As soon as $\img(\b{X})=\img(\b{W})$, we have $P_\b{X}=P_{\img(\b{X})}=P_{\img(\b{W})}=P_\b{W}$
{{anchor:star}}
$\itemm$
By the Pythagore identity, for all $a\in \rset^n$, we have $\|a\|^2=\|P_\b{X}a\|^2+\|(I-P_\b{X})a\|^2$ ($\star$) showing that $\|a\|\geq \|P_\b{X}a\|$ with equality only if $P_\b{X}a=a$.
$\itemm$
$\b{X}^g$ is a pseudo inverse of $\b{X}$ (and we note $\b{X}^g$) iff $\b{X} \b{X}^g \b{X}=\b{X}$
or, equivalently, for all $\lambda \in \img(\b{X})$, $\b{X} \b{X}^g \lambda=\lambda$. We admit that a pseudo inverse always exists.
/*
$\itemm$
$\ker(\b{X}^T \b{X})= \ker(\b{X})$[(This follows from $\lambda^T \b{X}^T \b{X}\lambda=\|\b{X} \lambda\|^2$ for all $\lambda \in \rset^p$)] and translating this equality on the orthogonal complement of these spaces, we get also
$\img(\b{X}^T\b{X})=\img(\b{X}^T)$.
*/
===== Ordinary Least squares (OLS) estimator =====
Let $\b{y}$ be a vector of size $n$ and $\b{X}$ a $n \times p$ matrix. Since $P_\b{X}\b{y}$ is in $\img(\b{X})$, it can be written as
$P_\b{X} \b{y}=\b{X} \b{\hat b}$ for some $\b{\hat b} \in \rset^p$.
__The fundamental result__. **Theorem**. The following properties are equivalent
* $\b{\hat b}$ is such that $P_\bf{X} \b{y}=\b{X}\b{\hat b}$
* $\b{\hat b}$ is such that $\|\b{y}-\b{X}\b{\hat b} \|=\inf_{b \in \rset^p}\|\b{y}-\b{X}\b{b}\|$
* $\b{\hat b}$ satisfies the **normal equations**[(For the third point, the equivalence with the other statements follows from the fact that for all $\b{b}$, $(\b{y}-\b{X}\b{\hat b})\perp \b{X}\b{b}$ iff for all $\b{b}$,
$\b{b}^T\b{X}^T(\b{y}-\b{X}\b{\hat b})=0$ which is equivalent to $\b{X}^T(\b{y}-\b{X}\b{\hat b})=0$, which are the normal equations.)]: $\bf{X}^T\bf{X} \b{\hat b}=\bf{X}^T \b{y}$.

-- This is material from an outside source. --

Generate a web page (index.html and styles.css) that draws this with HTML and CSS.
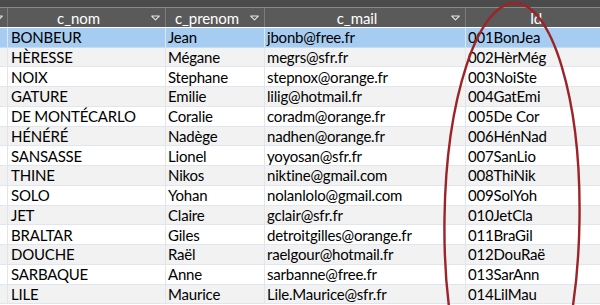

Moreover, $P_\b{X}=\bf{X}(\bf{X}^T \bf{X})^g\bf{X}^T$ for any choice of the pseudo inverse $(\bf{X}^T \bf{X})^g$.
A side effect of this theorem is that $\bf{X}(\bf{X}^T \bf{X})^g\bf{X}^T$ does not depend on the choice of the pseudo inverse $(\bf{X}^T \bf{X})^g$.
The only difficult part is to show that the matrix defined in the last statement is the one of the orthogonal projector onto $\img(\b{X})$.
Set $M=\bf{X}(\bf{X}^T \bf{X})^g\bf{X}^T$ and let $\b{y} \in \rset^n$. We show that $M\b{y}=P_\bf{X}\b{y}$ by checking successively that $M\b{y} \in \img(\b{X})$ and $\b{y} -M\b{y} \in \ker(\b{X}^T)$.
The first statement is straightforward: $M \b{y}=\b{X}\lr{(\bf{X}^T \bf{X})^g\bf{X}^T \b{y}} \in \img(\b{X})$. The second statement is in two steps:
* $\b{X}^T(I-M)\b{X}=\b{X}^T\b{X}-\b{X}^T\b{X}(\bf{X}^T \bf{X})^g\b{X}^T\b{X}=0$ showing that $\b{X}^T(I-M)=0$ on $\img(\b{X})$.
* Moreover, for $z \in \ker(\b{X}^T)$, $\b{X}^T(I-M)z=\underbrace{\bf{X}^T z}_{0}-\b{X}^T\bf{X}(\bf{X}^T \bf{X})^g\underbrace{\bf{X}^T z}_{0}=0$.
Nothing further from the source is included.